TASK DETAILS — Reproduce the listing below character for character; drop every image.

--------------------

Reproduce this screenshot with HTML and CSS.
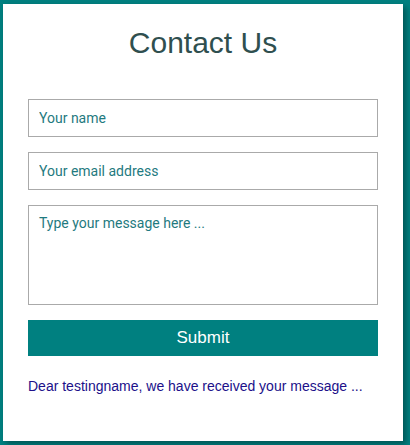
FILE: index.html
```html
<!DOCTYPE html>
<html>
<head>
<meta charset="utf-8">
<link rel="stylesheet" href="styles.css">
</head>
<body>
<div class="card">
  <h1 class="title">Contact Us</h1>
  <form class="form">
    <input class="field" type="text" placeholder="Your name">
    <input class="field" type="email" placeholder="Your email address">
    <textarea class="field area" placeholder="Type your message here ..."></textarea>
    <button class="submit" type="button">Submit</button>
  </form>
  <p class="notice">Dear testingname, we have received your message ...</p>
</div>
</body>
</html>
```

FILE: styles.css
```css
html, body {
  height: 100%;
}
body {
  margin: 0;
  padding: 4px 0 0 3px;
  box-sizing: border-box;
  background: #008080;
  font-family: "Liberation Sans", Arial, sans-serif;
}
.card {
  width: 400px;
  height: 437px;
  box-sizing: border-box;
  background: #fff;
  padding: 22px 25px 0;
  box-shadow: 3px 3px 6px rgba(0, 0, 0, 0.35);
}
.title {
  margin: 0;
  font-size: 30px;
  font-weight: normal;
  line-height: 34px;
  text-align: center;
  color: #2f4f4f;
}
.form {
  margin-top: 39px;
  display: flex;
  flex-direction: column;
}
.field {
  display: block;
  width: 350px;
  height: 38px;
  box-sizing: border-box;
  border: 1px solid #aaaaaa;
  padding: 0 10px;
  margin: 0 0 15px;
  font-family: Roboto, "Noto Sans", sans-serif;
  font-size: 14px;
  color: #1e6e72;
  outline: none;
  border-radius: 0;
}
.field::placeholder {
  color: #1f7a80;
  opacity: 1;
}
.area {
  height: 100px;
  padding-top: 9px;
  resize: none;
  margin-bottom: 15px;
}
.submit {
  width: 350px;
  height: 36px;
  border: none;
  background: #008080;
  color: #fff;
  font-family: "Liberation Sans", Arial, sans-serif;
  font-size: 17px;
  padding: 0;
  border-radius: 0;
}
.notice {
  margin: 22px 0 0;
  font-size: 14px;
  line-height: 17px;
  white-space: nowrap;
  color: #20108a;
}
```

--------------------

ANSWER —
Reproduce this screenshot with HTML and CSS.
FILE: index.html
```html
<!DOCTYPE html>
<html>
<head>
<meta charset="utf-8">
<link rel="stylesheet" href="styles.css">
</head>
<body>
<div class="card">
  <h1 class="title">Contact Us</h1>
  <form class="form">
    <input class="field" type="text" placeholder="Your name">
    <input class="field" type="email" placeholder="Your email address">
    <textarea class="field area" placeholder="Type your message here ..."></textarea>
    <button class="submit" type="button">Submit</button>
  </form>
  <p class="notice">Dear testingname, we have received your message ...</p>
</div>
</body>
</html>
```

FILE: styles.css
```css
html, body {
  height: 100%;
}
body {
  margin: 0;
  padding: 4px 0 0 3px;
  box-sizing: border-box;
  background: #008080;
  font-family: "Liberation Sans", Arial, sans-serif;
}
.card {
  width: 400px;
  height: 437px;
  box-sizing: border-box;
  background: #fff;
  padding: 22px 25px 0;
  box-shadow: 3px 3px 6px rgba(0, 0, 0, 0.35);
}
.title {
  margin: 0;
  font-size: 30px;
  font-weight: normal;
  line-height: 34px;
  text-align: center;
  color: #2f4f4f;
}
.form {
  margin-top: 39px;
  display: flex;
  flex-direction: column;
}
.field {
  display: block;
  width: 350px;
  height: 38px;
  box-sizing: border-box;
  border: 1px solid #aaaaaa;
  padding: 0 10px;
  margin: 0 0 15px;
  font-family: Roboto, "Noto Sans", sans-serif;
  font-size: 14px;
  color: #1e6e72;
  outline: none;
  border-radius: 0;
}
.field::placeholder {
  color: #1f7a80;
  opacity: 1;
}
.area {
  height: 100px;
  padding-top: 9px;
  resize: none;
  margin-bottom: 15px;
}
.submit {
  width: 350px;
  height: 36px;
  border: none;
  background: #008080;
  color: #fff;
  font-family: "Liberation Sans", Arial, sans-serif;
  font-size: 17px;
  padding: 0;
  border-radius: 0;
}
.notice {
  margin: 22px 0 0;
  font-size: 14px;
  line-height: 17px;
  white-space: nowrap;
  color: #20108a;
}
```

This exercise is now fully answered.